Over the past 20 months, as multiple wars have swept across the Middle East, the southern end of the Red Sea has become a source of international concern. In the early months of 2025 alone, the United States spent billions of dollars on a high-profile military campaign against the Houthis in Yemen, who have continued to attack international shipping in this crucial body of water in response to Israel’s war in Gaza. Yet regional and world powers have largely ignored a volatile crisis on the Red Sea’s other coast, along the Horn of Africa, that could soon erupt into a major conflagration.

The crisis involves the coastal nation of Eritrea and its larger landlocked neighbor Ethiopia, which lost access to the Red Sea after Eritrean independence in 1993. In November 2023, Ethiopian Prime Minister Abiy Ahmed said that gaining Red Sea access has become an existential question for Ethiopia.

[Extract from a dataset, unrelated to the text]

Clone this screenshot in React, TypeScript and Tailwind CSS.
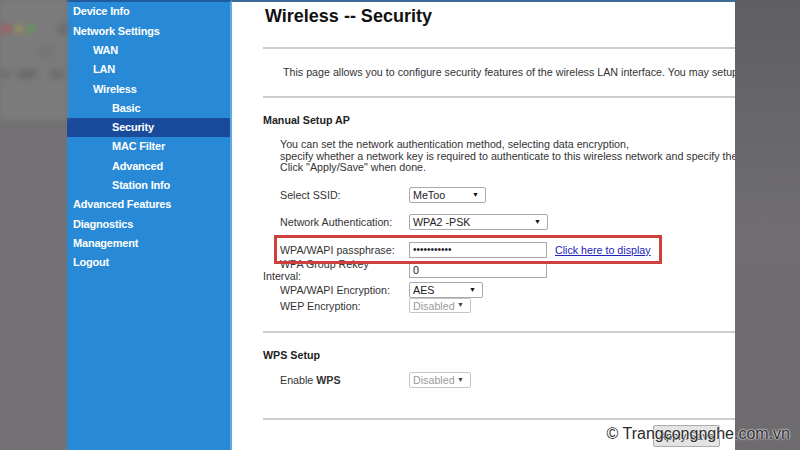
const menu: { label: string; level: number; active?: boolean }[] = [
  { label: "Device Info", level: 0 },
  { label: "Network Settings", level: 0 },
  { label: "WAN", level: 1 },
  { label: "LAN", level: 1 },
  { label: "Wireless", level: 1 },
  { label: "Basic", level: 2 },
  { label: "Security", level: 2, active: true },
  { label: "MAC Filter", level: 2 },
  { label: "Advanced", level: 2 },
  { label: "Station Info", level: 2 },
  { label: "Advanced Features", level: 0 },
  { label: "Diagnostics", level: 0 },
  { label: "Management", level: 0 },
  { label: "Logout", level: 0 },
]

const indent = ["pl-[6px]", "pl-[26px]", "pl-[45px]"]

function Select({ value, width, disabled }: { value: string; width: string; disabled?: boolean }) {
  return (
    <div
      className={`${width} h-full flex items-center justify-between pl-[3px] pr-[6px] border border-[#a9a9a9] rounded-[2px] bg-white ${
        disabled ? "text-[#9a9a9a] border-[#c4c4c4]" : "text-[#222]"
      }`}
    >
      <span>{value}</span>
      <span className={`text-[7px] ${disabled ? "text-[#444]" : "text-[#111]"}`}>▼</span>
    </div>
  )
}

function Row({ label, mt, h = "h-[16px]", children }: { label: React.ReactNode; mt: string; h?: string; children: React.ReactNode }) {
  return (
    <div className={`flex items-center ${h} ${mt}`}>
      <div className="w-[129px] shrink-0 text-[#333]">{label}</div>
      {children}
    </div>
  )
}

function Hr({ mt }: { mt: string }) {
  return <div className={`w-[520px] border-t-2 border-[#cdcdcd] ${mt}`} />
}

export default function App() {
  return (
    <div className="relative w-[800px] h-[450px] flex overflow-hidden font-['Liberation_Sans',Arial,sans-serif] bg-[#6e6c6f]">
      {/* blurred browser background, left */}
      <div className="w-[67px] shrink-0 bg-[#737173] flex flex-col">
        <div className="h-[120px] bg-[#7c7b7c] blur-[2px] flex flex-col pt-[24px] gap-[14px]">
          <div className="flex items-center gap-[4px] pl-[1px]">
            <div className="w-[10px] h-[8px] rounded-full bg-[#a35a5a] blur-[2px]" />
            <div className="w-[9px] h-[8px] rounded-full bg-[#9e9254] blur-[2px]" />
            <div className="w-[8px] h-[8px] rounded-full bg-[#5f9b55] blur-[2px]" />
            <div className="ml-[20px] w-[8px] h-[10px] bg-[#6a696a] blur-[2px]" />
          </div>
          <div className="flex pl-[40px]">
            <div className="w-[12px] h-[8px] bg-[#707070] blur-[3px]" />
          </div>
          <div className="flex items-center gap-[8px]">
            <div className="w-[10px] h-[6px] bg-[#6c6b6c] blur-[2px]" />
            <div className="w-[18px] h-[8px] bg-[#6a696a] blur-[2px]" />
            <div className="ml-[6px] w-[14px] h-[8px] bg-[#6d6c6d] blur-[2px]" />
          </div>
        </div>
      </div>

      {/* sidebar */}
      <div className="w-[165px] shrink-0 bg-[#288ad6] border-t-2 border-t-[#1e5c9e] border-r-2 border-r-[#5fa9e4] flex flex-col">
        {menu.map((m) => (
          <div
            key={m.label}
            className={`h-[19.3px] flex items-center ${indent[m.level]} text-white font-bold text-[11px] tracking-[-0.2px] ${
              m.active ? "bg-[#1a4b9b]" : ""
            }`}
          >
            {m.label}
          </div>
        ))}
      </div>

      {/* content */}
      <div className="w-[503px] shrink-0 bg-white border-t-2 border-[#3b6c96] overflow-hidden pl-[31px] text-[10.7px] text-[#333] flex flex-col">
        <h1 className="mt-[3px] ml-[2px] text-[18px] leading-[22px] font-bold text-[#111]">Wireless -- Security</h1>
        <Hr mt="mt-[20px]" />
        <p className="mt-[16px] pl-[20px] leading-[14px] whitespace-nowrap">
          This page allows you to configure security features of the wireless LAN interface. You may setup
        </p>
        <Hr mt="mt-[17px]" />
        <div className="mt-[15px] leading-[14px] font-bold text-[#222]">Manual Setup AP</div>
        <p className="mt-[12px] pl-[17px] leading-[11.7px] whitespace-nowrap">
          You can set the network authentication method, selecting data encryption,
          <br />
          specify whether a network key is required to authenticate to this wireless network and specify the
          <br />
          Click "Apply/Save" when done.
        </p>

        <div className="pl-[17px] flex flex-col">
          <Row label="Select SSID:" mt="mt-[13px]">
            <Select value="MeToo" width="w-[77px]" />
          </Row>
          <Row label="Network Authentication:" mt="mt-[11px]">
            <Select value="WPA2 -PSK" width="w-[139px]" />
          </Row>
          <Row label="WPA/WAPI passphrase:" mt="mt-[12px]">
            <div className="w-[138px] h-full flex items-center pl-[3px] border border-[#a9a9a9] bg-white text-[10px] leading-none text-[#222]">
              •••••••••••
            </div>
            <a className="ml-[8px] text-[#2222b8] underline">Click here to display</a>
          </Row>
          <Row
            label={
              <div className="-ml-[17px] w-[140px] leading-[12px] indent-[17px]">WPA Group Rekey Interval:</div>
            }
            mt="mt-[4px]"
          >
            <div className="w-[138px] h-full flex items-center pl-[3px] border border-[#a9a9a9] bg-white text-[#222]">0</div>
          </Row>
          <Row label="WPA/WAPI Encryption:" mt="mt-[4px]">
            <Select value="AES" width="w-[74px]" />
          </Row>
          <Row label="WEP Encryption:" mt="mt-0" h="h-[15px]">
            <Select value="Disabled" width="w-[62px]" disabled />
          </Row>
        </div>

        <Hr mt="mt-[18px]" />
        <div className="mt-[15px] leading-[14px] font-bold text-[#222]">WPS Setup</div>
        <div className="pl-[17px]">
          <Row
            label={
              <span>
                Enable <b>WPS</b>
              </span>
            }
            mt="mt-[10px]"
          >
            <Select value="Disabled" width="w-[62px]" disabled />
          </Row>
        </div>
        <Hr mt="mt-[30px]" />
        <div className="mt-[5px] ml-[390px] w-[67px] h-[22px] shrink-0 flex items-center justify-center bg-[#e3e3e3] border border-[#adadad] rounded-[2px] text-[11px] text-[#222]">
          Apply/Save
        </div>
      </div>

      {/* right background */}
      <div className="flex-1 bg-gradient-to-b from-[#5f5e60] via-[#6f6d70] to-[#6d6b6e]" />

      {/* red highlight annotation */}
      <div className="absolute left-[274px] top-[235px] w-[388px] h-[29px] border-[3px] border-[#cd403b]" />

      {/* watermark */}
      <div className="absolute right-[10px] top-[422px] text-[16px] text-[#2b2b2b] [text-shadow:0_0_2px_#fff,0_0_2px_#fff]">
        © Trangcongnghe.com.vn
      </div>
    </div>
  )
}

In particular, he claims that Ethiopia should control Assab, a crucial port in southern Eritrea. Since then, tensions between the two countries have mounted, and Ethiopia may be preparing to march its forces directly to Assab, which is only 37 miles from the Ethiopian border. Although Abiy has denied that Ethiopia has plans for a military conflict, both sides have been buying military equipment, including armed drones, drone defenses, missiles, mechanized firepower, and desert terrain armored vehicles. In recent weeks, both have also moved military forces to the border near Assab and are engaging in escalating exchanges of hostile rhetoric.

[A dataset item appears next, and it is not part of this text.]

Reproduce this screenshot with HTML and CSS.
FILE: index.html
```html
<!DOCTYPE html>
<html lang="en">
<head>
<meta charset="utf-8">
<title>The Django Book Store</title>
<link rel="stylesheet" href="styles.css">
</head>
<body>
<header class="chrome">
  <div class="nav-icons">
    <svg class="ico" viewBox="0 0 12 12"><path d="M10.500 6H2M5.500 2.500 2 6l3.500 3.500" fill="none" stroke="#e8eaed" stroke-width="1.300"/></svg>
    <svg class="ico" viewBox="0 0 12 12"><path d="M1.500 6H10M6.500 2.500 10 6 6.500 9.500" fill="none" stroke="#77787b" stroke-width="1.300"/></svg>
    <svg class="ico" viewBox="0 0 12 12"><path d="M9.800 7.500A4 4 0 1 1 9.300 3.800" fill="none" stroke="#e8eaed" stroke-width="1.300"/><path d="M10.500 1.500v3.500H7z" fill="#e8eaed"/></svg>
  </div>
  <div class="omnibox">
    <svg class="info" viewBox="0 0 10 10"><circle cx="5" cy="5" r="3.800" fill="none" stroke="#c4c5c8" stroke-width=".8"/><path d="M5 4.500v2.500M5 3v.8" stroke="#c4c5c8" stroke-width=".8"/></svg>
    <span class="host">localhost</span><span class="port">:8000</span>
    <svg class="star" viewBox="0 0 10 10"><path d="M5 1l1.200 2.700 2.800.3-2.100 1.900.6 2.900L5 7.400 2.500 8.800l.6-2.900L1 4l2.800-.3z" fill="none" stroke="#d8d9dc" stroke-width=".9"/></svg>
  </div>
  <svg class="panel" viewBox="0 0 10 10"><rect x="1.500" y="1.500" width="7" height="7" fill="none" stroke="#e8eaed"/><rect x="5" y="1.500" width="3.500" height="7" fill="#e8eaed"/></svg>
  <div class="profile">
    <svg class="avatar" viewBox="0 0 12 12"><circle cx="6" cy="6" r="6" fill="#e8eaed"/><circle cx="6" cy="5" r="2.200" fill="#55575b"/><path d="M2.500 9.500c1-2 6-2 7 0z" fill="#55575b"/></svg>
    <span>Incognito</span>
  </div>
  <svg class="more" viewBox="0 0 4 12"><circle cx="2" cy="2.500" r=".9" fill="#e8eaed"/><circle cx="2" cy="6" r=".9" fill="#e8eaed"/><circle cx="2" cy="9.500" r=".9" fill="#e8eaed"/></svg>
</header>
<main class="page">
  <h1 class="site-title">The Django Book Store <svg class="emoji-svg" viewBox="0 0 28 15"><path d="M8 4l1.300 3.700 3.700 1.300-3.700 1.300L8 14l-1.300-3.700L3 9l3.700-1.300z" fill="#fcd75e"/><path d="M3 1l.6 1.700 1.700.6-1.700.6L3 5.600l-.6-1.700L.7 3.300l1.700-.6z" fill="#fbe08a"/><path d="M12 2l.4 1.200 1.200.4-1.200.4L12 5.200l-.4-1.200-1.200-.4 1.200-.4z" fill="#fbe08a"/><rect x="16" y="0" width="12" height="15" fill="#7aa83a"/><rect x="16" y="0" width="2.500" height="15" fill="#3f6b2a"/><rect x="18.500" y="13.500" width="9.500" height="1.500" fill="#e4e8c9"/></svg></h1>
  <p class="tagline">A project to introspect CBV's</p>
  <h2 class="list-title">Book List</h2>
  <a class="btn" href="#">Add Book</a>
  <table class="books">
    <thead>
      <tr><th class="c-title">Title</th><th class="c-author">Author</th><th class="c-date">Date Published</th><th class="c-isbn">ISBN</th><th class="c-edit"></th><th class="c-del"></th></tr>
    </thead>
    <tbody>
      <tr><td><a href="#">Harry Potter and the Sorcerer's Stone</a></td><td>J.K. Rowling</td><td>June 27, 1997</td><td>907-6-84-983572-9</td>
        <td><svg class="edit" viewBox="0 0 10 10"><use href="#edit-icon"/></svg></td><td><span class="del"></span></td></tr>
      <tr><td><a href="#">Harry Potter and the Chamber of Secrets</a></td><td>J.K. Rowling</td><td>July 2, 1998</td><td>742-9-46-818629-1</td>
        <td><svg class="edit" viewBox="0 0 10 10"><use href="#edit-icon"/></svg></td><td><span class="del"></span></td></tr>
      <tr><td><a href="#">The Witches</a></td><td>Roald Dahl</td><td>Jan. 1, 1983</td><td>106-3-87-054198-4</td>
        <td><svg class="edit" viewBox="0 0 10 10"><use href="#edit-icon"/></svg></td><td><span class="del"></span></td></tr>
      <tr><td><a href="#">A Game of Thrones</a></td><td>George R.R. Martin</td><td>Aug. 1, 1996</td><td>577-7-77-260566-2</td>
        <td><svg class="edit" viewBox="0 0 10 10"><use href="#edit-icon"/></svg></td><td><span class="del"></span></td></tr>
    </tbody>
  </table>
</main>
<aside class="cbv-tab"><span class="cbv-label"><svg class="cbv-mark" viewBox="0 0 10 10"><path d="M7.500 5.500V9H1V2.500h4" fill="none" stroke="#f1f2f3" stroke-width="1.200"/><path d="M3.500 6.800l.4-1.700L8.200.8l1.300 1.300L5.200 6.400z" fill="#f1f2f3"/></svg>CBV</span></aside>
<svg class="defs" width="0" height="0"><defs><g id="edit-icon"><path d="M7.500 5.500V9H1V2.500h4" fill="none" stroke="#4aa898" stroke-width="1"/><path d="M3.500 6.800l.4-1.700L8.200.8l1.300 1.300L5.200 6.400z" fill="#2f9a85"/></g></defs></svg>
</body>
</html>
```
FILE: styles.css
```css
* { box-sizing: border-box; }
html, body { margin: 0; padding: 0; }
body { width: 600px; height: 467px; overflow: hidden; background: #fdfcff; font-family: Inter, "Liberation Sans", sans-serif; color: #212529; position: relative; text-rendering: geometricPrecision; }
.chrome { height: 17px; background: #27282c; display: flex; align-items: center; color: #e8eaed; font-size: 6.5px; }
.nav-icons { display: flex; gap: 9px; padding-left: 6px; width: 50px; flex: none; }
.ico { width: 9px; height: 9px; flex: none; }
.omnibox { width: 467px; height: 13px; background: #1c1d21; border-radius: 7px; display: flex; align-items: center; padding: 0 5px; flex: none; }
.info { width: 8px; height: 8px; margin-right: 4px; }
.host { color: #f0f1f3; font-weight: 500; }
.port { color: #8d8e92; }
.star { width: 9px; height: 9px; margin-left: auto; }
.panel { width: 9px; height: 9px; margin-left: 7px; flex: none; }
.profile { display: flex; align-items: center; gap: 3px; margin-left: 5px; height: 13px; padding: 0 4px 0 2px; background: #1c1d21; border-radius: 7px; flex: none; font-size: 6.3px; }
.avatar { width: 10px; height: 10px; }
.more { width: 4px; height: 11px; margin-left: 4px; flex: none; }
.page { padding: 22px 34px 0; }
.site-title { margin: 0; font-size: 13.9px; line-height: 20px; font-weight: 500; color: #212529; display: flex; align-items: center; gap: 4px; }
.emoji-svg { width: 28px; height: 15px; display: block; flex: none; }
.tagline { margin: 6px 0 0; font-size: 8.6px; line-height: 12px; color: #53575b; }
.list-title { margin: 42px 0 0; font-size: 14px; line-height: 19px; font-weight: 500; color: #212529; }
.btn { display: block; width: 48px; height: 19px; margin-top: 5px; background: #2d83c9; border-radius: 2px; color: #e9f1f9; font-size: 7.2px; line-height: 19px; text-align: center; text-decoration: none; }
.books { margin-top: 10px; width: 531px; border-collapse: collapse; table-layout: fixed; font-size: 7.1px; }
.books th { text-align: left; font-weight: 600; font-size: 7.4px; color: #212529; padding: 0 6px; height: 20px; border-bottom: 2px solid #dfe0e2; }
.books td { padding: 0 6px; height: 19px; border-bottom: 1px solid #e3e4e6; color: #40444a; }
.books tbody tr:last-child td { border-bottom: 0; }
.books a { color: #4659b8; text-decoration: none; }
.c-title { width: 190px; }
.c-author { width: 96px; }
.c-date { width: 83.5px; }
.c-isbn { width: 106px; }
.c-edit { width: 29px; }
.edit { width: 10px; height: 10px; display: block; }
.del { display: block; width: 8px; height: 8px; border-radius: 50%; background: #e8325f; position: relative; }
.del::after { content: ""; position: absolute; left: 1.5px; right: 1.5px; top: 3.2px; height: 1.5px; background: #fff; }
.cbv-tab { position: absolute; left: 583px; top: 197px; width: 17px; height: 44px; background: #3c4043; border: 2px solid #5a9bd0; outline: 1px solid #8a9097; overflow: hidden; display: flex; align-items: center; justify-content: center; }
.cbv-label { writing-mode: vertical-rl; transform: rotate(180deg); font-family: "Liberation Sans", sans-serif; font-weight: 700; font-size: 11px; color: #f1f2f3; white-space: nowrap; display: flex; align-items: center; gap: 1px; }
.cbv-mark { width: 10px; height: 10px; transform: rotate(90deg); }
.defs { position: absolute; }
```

A battle over the Red Sea port would be dangerous. But what makes the looming conflict even more threatening is the likelihood that it could quickly spread to Ethiopia’s volatile Tigray region, which borders Eritrea and which was the epicenter of a devastating 2020–22 war between the Ethiopian federal government in Addis Ababa and the Tigray People’s Liberation Front. In the aftermath of that war—which cost as many as 600,000 lives, including hundreds of thousands of civilians, and left a dismal legacy of displacement and destruction—a peace agreement was supposed to bring new stability to the region. But since then, few of the agreement’s provisions have been implemented. Eritrean troops are still present in the region and large parts of Tigray have been de facto annexed by Ethiopia’s neighboring Amhara region. More than one million Tigrayans remain unable to return home. Most worrying of all, the leadership of the TPLF has split into contending factions, which are forging rival alliances with Ethiopia and Eritrea and building separate armed wings.

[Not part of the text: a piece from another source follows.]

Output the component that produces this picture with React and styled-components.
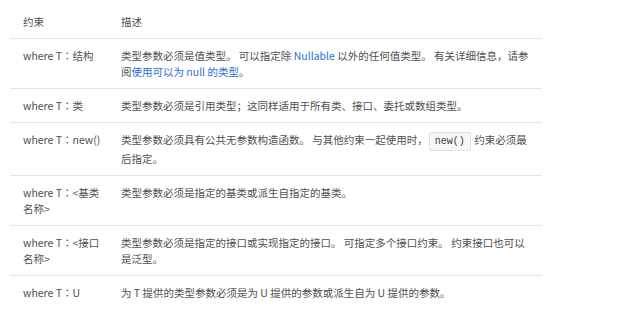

If fighting breaks out between Ethiopia and Eritrea, Tigray will again be the main battleground, with potentially catastrophic consequences—for Tigray and for the entire Horn of Africa. Both sides have large, well-equipped armies and are prepared to inflict and absorb casualties on a vast scale. A conflict would tear up what remains of a fragile peace and security architecture in the region, and could draw in Somalia and Sudan in a region-wide vortex of violence. Further fueling instability is the rival meddling of leading Middle Eastern powers, with the United Arab Emirates supporting Ethiopia, and Egypt, Saudi Arabia, and Turkey leaning toward Eritrea.

A new war can be prevented. With the right kind of international pressure, the government of Ethiopia could be pushed to enforce the 2022 peace agreement, a long-standing demand of the Tigrayans. Tigrayan leaders themselves must also take steps to avoid becoming pawns of a larger Ethiopian-Eritrean fight. Indeed, if Tigray stays neutral, it would be difficult for Abiy to mount an attack on the port of Assab alone. In previous decades, the prospect of a major war in the Horn would have mobilized diplomats in Washington, in European capitals, and at the United Nations, as well as the African Union. Today, Western leaders are distracted and multinational organizations are weakened. The only actor with the leverage to bring the multiple actors to the table is the United States.

GRUDGE MATCH

Tigray’s pivotal role in the tensions between Ethiopia and Eritrea goes back to the aftermath of the Tigrayan war. When the war began, Ethiopia and Eritrea were on the same side, combining forces to try to defeat the Tigrayan People’s Liberation Front. Abiy sought to impose his will on the TPLF, which had refused to dissolve and integrate into his new ruling party in Addis Ababa. In turn, Eritrean president Isaias Afwerki had long held a grudge against the TPLF and was determined not only to dismantle it but also to inflict so much damage on Tigray that the region’s forces could never challenge Eritrea again. The two leaders enlisted militia from Ethiopia’s neighboring Amhara region, who had their own reasons for joining the conflict, seeking to annex parts of Tigray that they claimed as historically Amhara land.

After two years of intense fighting, including a starvation siege that plunged Tigray into famine, the Tigrayans sued for peace. The United States brought the Ethiopian government and the TPLF to the table in Pretoria, South Africa, under the auspices of the African Union, and in November 2022, the two sides signed a permanent cessation of hostilities agreement. But the deal contained several flaws. First, it was hastily contrived and had weak monitoring and enforcement mechanisms. Despite claiming the Pretoria Agreement as a diplomatic triumph, the United States did little to enforce it. Both sides mostly ignored the provisions of the deal, and even basic humanitarian assistance needs for Tigray went unmet.

Worse, the Pretoria negotiations had failed to include Eritrea and the Amhara leaders—the other major parties to the conflict. The mediators had worked on the assumption that both would follow Abiy’s lead. Instead, they quickly fell out with him. In early 2023, Abiy ordered the Amhara region to disarm its militia, known as FANO, and to have its special forces downgraded to riot control police. They refused. Within weeks, FANO had launched an insurgency against Ethiopian forces across vast swaths of the Amhara region, which continues today. Every month there are reports of scores, sometimes hundreds, killed in skirmishes, civilian massacres, and drone attacks; the UN has estimated half a million displaced people need urgent assistance.